Each of our 18 counties has a varied and storied history as rich as that of any of the 92 football league club. Leicestershire themselves, who seem to be perennially teetering on the verge of extinction, won the Championship as recently as 1997 and are the only county to win the T20 Blast three times. They are now making fine, albeit delayed, efforts to engage with the large South Asian community in their catchment area. The Leicestershire CCC in the Community programme is doing impressive work training coaches and engaging young people with the game. Their efforts are well worth a follow on Twitter. In a few years, this could even bear fruit with the development of future England players. Indeed, the young leg spinner Rehan Ahmed has just been selected for the England Lions forthcoming matches against South Africa, after graduating from the Leicestershire academy.

In the week that Stuart Broad took his 500th Test wicket it is also worth remembering that he learned his trade at Grace Road. Each of the clubs that make up the County Championship is a precious institution in their own right and terminating their existence would be a sporting travesty on the scale of the heart-breaking demise of Bury football club two years ago. I doubt whether Bury FC have produced many England players of late but their demise was mourned by locals regardless. We must stand up for the survival of each and every one of our First-Class sides.

Leicestershire chairman Sean Jarvis has worked tirelessly this season to bring fans back to Grace Road and Sunday night’s game should have been the glorious culmination of that as the county bid to win through to the Blast quarter finals. It was reported that the ECB wished Leicestershire to delay the announcement of the points deduction till after the Yorkshire game so that fans would be unaware the match was meaningless. If this is true, then it truly shows the contempt with which those in charge of the game really hold fans of our beloved counties.

Of course, Leicestershire won the game comfortably against Yorkshire with a sparkling 72 not out from captain Colin Ackermann. It is in their nature to fight against the odds. To borrow a saying from their footballing counterparts, foxes never quit.

Billy Crawford

12 comments

  • The county game is not there to supply players to the England team any more than the premiership exists to supply international footballers. It is the core of the professional game and 90% of its players will never represent any international side. The fortunes of counties vary from season to season irrespective of their facilities and financial health, so why should any county get preferential treatment. It ranks alongside the long held belief of football managers that referees give preference to bigger clubs. Personally I go along with neither. Rules need to be made clearer so there are arbitrary punishments for all offences with room for appeal.

  • You only have to compare the treatment of Durham compared to Yorkshire to realise there is a serious problem of corruption at the top.

  • Yep, no surprise that a smaller county has once again been hit with a hugely disproportionate punishment – and hard to escape the conclusion that this wouldn’t have happened had the tables been turned and Yorkshire had been the ones punished. (They of course got into financial trouble just like Durham did, but escaped censure because it was Colin Graves who bailed them out – a more blatant conflict of interest than you can ever see). With the wretched 16 4 competition only being played at the bigger county grounds, it’s as if the ECB just wants the smaller counties to wither away.

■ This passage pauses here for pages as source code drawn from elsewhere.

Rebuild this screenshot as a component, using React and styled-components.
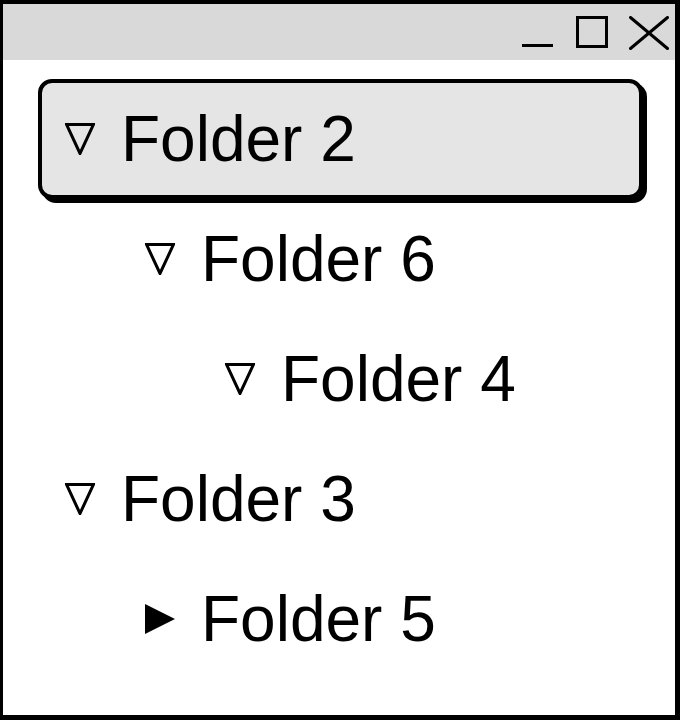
import styled, { createGlobalStyle } from 'styled-components';

const GlobalStyle = createGlobalStyle`
  html, body {
    margin: 0;
    padding: 0;
    background: #fff;
  }
  * {
    box-sizing: border-box;
  }
`;

const folders = [
  { name: 'Folder 2', depth: 0, open: true, selected: true },
  { name: 'Folder 6', depth: 1, open: true },
  { name: 'Folder 4', depth: 2, open: true },
  { name: 'Folder 3', depth: 0, open: true },
  { name: 'Folder 5', depth: 1, open: false },
];

const OpenArrow = () => (
  <svg width="30" height="32" viewBox="0 0 30 32">
    <polygon
      points="1.5,1.5 28.5,1.5 15,30.5"
      fill="none"
      stroke="#000"
      strokeWidth="3"
    />
  </svg>
);

const ClosedArrow = () => (
  <svg width="32" height="32" viewBox="0 0 32 32">
    <polygon points="0,0 32,16 0,32" fill="#000" />
  </svg>
);

export default () => (
  <>
    <GlobalStyle />
    <Window>
      {/* TITLE BAR */}
      <TitleBar>
        <Controls>
          <svg width="34" height="34" viewBox="0 0 34 34">
            <line x1="0" y1="29.5" x2="31" y2="29.5" stroke="#000" strokeWidth="3" />
          </svg>
          <svg width="33" height="34" viewBox="0 0 33 34">
            <rect x="1.5" y="1.5" width="29" height="29" fill="none" stroke="#000" strokeWidth="3" />
          </svg>
          <svg width="40" height="34" viewBox="0 0 40 34">
            <line x1="1.5" y1="1.5" x2="38.5" y2="32.5" stroke="#000" strokeWidth="3" strokeLinecap="round" />
            <line x1="38.5" y1="1.5" x2="1.5" y2="32.5" stroke="#000" strokeWidth="3" strokeLinecap="round" />
          </svg>
        </Controls>
      </TitleBar>

      {/* TREE */}
      <Tree>
        {folders.map((f) => (
          <Row key={f.name} $selected={f.selected} $depth={f.depth}>
            <ArrowSlot>{f.open ? <OpenArrow /> : <ClosedArrow />}</ArrowSlot>
            <Label>{f.name}</Label>
          </Row>
        ))}
      </Tree>
    </Window>
  </>
);

const Window = styled.div`
  width: 100vw;
  height: 100vh;
  display: flex;
  flex-direction: column;
  border-style: solid;
  border-color: #000;
  border-width: 4px 5px 5px 3px;
  background: #fff;
  overflow: hidden;
`;

const TitleBar = styled.div`
  flex: none;
  height: 56px;
  background: #d9d9d9;
  display: flex;
  justify-content: flex-end;
  align-items: center;
  padding-right: 6px;
  padding-top: 1px;
`;

const Controls = styled.div`
  display: flex;
  align-items: center;
  gap: 20px;

  svg {
    display: block;
  }
`;

const Tree = styled.div`
  display: flex;
  flex-direction: column;
  padding: 19px 32px 0 35px;
`;

const Row = styled.div`
  height: 120px;
  display: flex;
  align-items: center;
  gap: 26px;
  padding-left: ${(p) => 23 + p.$depth * 80}px;
  border: 4px solid ${(p) => (p.$selected ? '#000' : 'transparent')};
  border-radius: 14px;
  background: ${(p) => (p.$selected ? '#e5e5e5' : 'transparent')};
  box-shadow: ${(p) => (p.$selected ? '4px 4px 0 #000' : 'none')};
`;

const ArrowSlot = styled.div`
  width: 30px;
  display: flex;
  justify-content: flex-start;
  align-items: center;

  svg {
    display: block;
  }
`;

const Label = styled.span`
  font-family: 'Liberation Sans', Arial, sans-serif;
  font-size: 64px;
  color: #000;
  line-height: 1;
`;
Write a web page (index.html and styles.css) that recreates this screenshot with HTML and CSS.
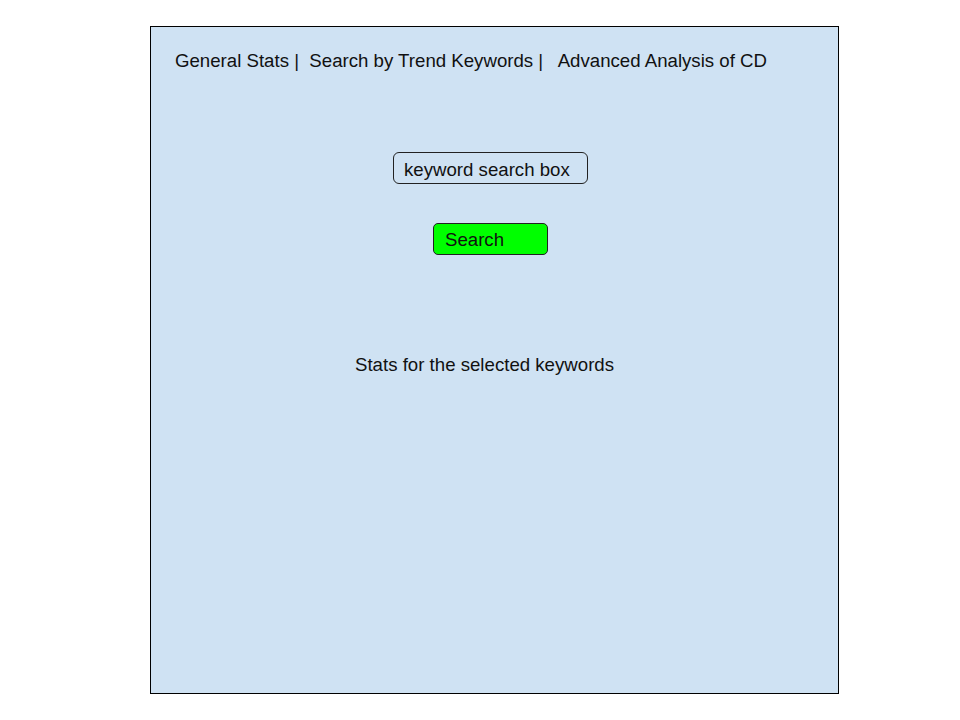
FILE: index.html
```html
<!DOCTYPE html>
<html>
<head>
<meta charset="utf-8">
<link rel="stylesheet" href="styles.css">
</head>
<body>
<div class="panel">
  <nav class="nav">General Stats |  Search by Trend Keywords |   Advanced Analysis of CD</nav>
  <div class="search-box">keyword search box</div>
  <div class="search-btn">Search</div>
  <div class="stats">Stats for the selected keywords</div>
</div>
</body>
</html>
```
FILE: styles.css
```css
html, body {
  margin: 0;
  padding: 0;
  background: #ffffff;
}
body {
  font-family: "Liberation Sans", Arial, sans-serif;
  font-size: 18.65px;
  color: #111111;
}
.panel {
  box-sizing: border-box;
  margin: 26px 0 0 150px;
  width: 689px;
  height: 668px;
  border: 1px solid #000;
  background: #cfe2f3;
  display: flex;
  flex-direction: column;
  align-items: flex-start;
}
.nav {
  white-space: pre;
  margin: 23px 0 0 24px;
  line-height: 21px;
}
.search-box {
  box-sizing: border-box;
  margin: 81px 0 0 242px;
  width: 195px;
  height: 32px;
  border: 1px solid #222;
  border-radius: 6px;
  padding: 4px 0 0 10px;
  line-height: 26px;
}
.search-btn {
  box-sizing: border-box;
  margin: 39px 0 0 282px;
  width: 115px;
  height: 32px;
  border: 1px solid #222;
  border-radius: 5px;
  background: #00ff00;
  padding: 3px 0 0 11px;
  line-height: 26px;
}
.stats {
  margin: 99px 0 0 204px;
  line-height: 21px;
}
```
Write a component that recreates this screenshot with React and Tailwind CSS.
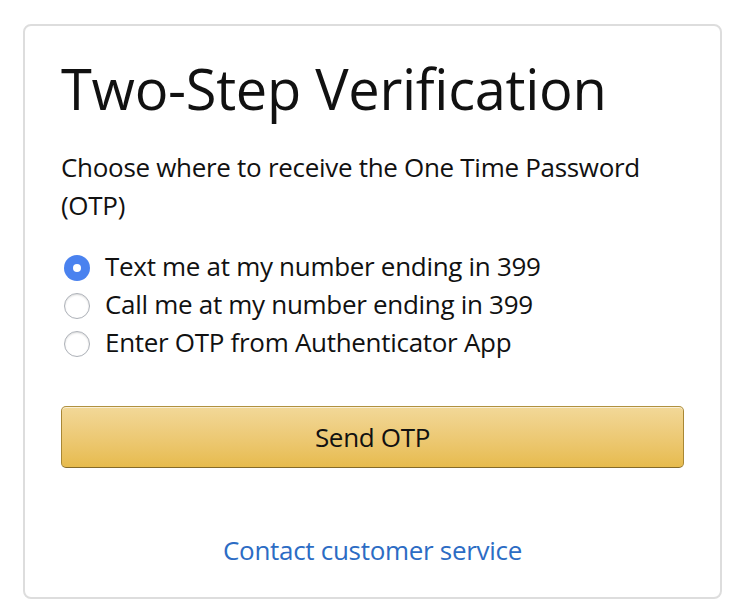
import React from "react";

export default function App() {
  const options = [
    "Text me at my number ending in 399",
    "Call me at my number ending in 399",
    "Enter OTP from Authenticator App",
  ];
  return (
    <div className="min-h-[616px] w-[738px] bg-white pl-[23px] pt-[24px]" style={{ fontFamily: '"Open Sans", Arial, sans-serif' }}>
      <div className="box-border flex h-[575px] w-[699px] flex-col rounded-[8px] border-2 border-[#dddddd] px-[36px] pt-[28px] text-[#111111]">
        <h1 className="text-[56px] font-normal leading-[68px] tracking-[-0.3px]">Two-Step Verification</h1>
        <p className="mt-[26px] text-[26px] leading-[38px] tracking-[-0.3px]">
          Choose where to receive the One Time Password (OTP)
        </p>
        <div className="mt-[23px] flex flex-col">
          {options.map((o, i) => (
            <label key={i} className="flex h-[38px] items-center gap-[15px] text-[26px] leading-[38px] tracking-[-0.3px]">
              {i === 0 ? (
                <span className="ml-[3px] mt-[4px] flex h-[26px] w-[26px] shrink-0 items-center justify-center rounded-full bg-[#4a82ef]">
                  <span className="h-[8px] w-[8px] rounded-full bg-white" />
                </span>
              ) : (
                <span className="ml-[3px] mt-[4px] h-[26px] w-[26px] shrink-0 rounded-full border border-[#adb1b8] bg-white shadow-[inset_0_1px_2px_rgba(0,0,0,0.15)]" />
              )}
              <span>{o}</span>
            </label>
          ))}
        </div>
        <button className="mt-[45px] h-[62px] w-full rounded-[5px] border-[1.5px] border-[#a88734] border-t-[#b0913f] border-b-[#846a29] bg-gradient-to-b from-[#f2d898] to-[#e7bb4d] text-[26px] tracking-[-0.3px] text-[#111111] shadow-[inset_0_1px_0_rgba(255,255,255,0.6)]">
          Send OTP
        </button>
        <div className="mt-[63px] text-center text-[26px] leading-[38px] tracking-[-0.3px] text-[#2c6cc4]">Contact customer service</div>
      </div>
    </div>
  );
}
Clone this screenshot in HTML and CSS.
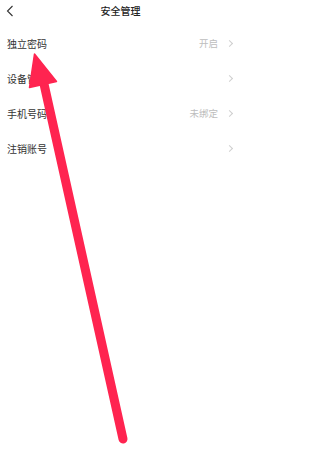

  • Excellent article again highlighting the bias of the ECB and their utter contempt for county cricket fans.

  • Billy, this is the best piece I’ve read all year. Thoroughly agree with you here. The ECB has no interest in County Cricket, either 4 day or T20 Blast. Yes T20 because it competes against there stinking 100. They only want 1 Division in the Championship comprised of the “best” sides that they can cherry pick under the equally rotten Central Contracts system to play Internationals. Why would you have 10 teams in Div 1 and 8 in Div 2?
    Actually I’m a Surrey supporter, the only club that nearly stood up to these cretins at the ECB over the Hundred. Well until they used veiled threats to remove the Oval Test and stick it down at the ground no one can get to (or out of) the Rose Bowl. They should have faced them off, had they the 8 ground franchise would have collapsed and the whole sorry spectacle would have gone down the toilet where it belongs with the old greasy McDonald’s wrappers.
    I like all good cricket whether it’s at Grace Road or the Oval. It’s sport with all its wonderful social additions, something the ECB ex finance men have no idea about. They crucified Durham for actually improving their ground, something the club have still not recovered from. What with paying off Glamorgan not to bid for Tests as well as payments to counties to shut them up because of the 100….well they should be removed and probably prosecuted, just like Boris, and the County Game and Cricket as a SPORT redefined.

  • Good article, Billy. Even providing players for England is no guarantee of being treated fairly by the ECB. To sum up in one word : Durham !

  • Really good piece and I agreed with most of what you said. A couple of devil’s advocate points.
    Leicestershire’s 2021 accounts show total income of slightly less than £5m of which ECB payments come to £3.7m. The ECB was also central to a 2020 refinancing of Leicestershire, guaranteeing additional funding by the council. Accordingly I think its reasonable to judge the county on what is does for the wider game of cricket.
    Rehan Ahmed playing for England U19 & Lions teams is great but Leicester has had a significant Asian heritage population since (at least) 1972 and very few people from that background have made it into the county side. I suspect there are all sorts of reasons for that but some of it must come down to the county which isn’t serving a big slice of the local community.

    • …and also that Ahmed is not originally from Leicester, although he did come through their academy–he played youth cricket for another county!

  • I’ve no idea what proscribed vocabulary was used in the post of mine which seems to have ended up in the bin, but are we only allowed one opinion on this saga here?…:-)

    • Well, since I don’t seem to be allowed to express any kind of detailed opinion on this, I’ll just say that Leics were in quite substantial part the author of their own misfortunes here…:-) I don’t have a whole lot of sympathy for them.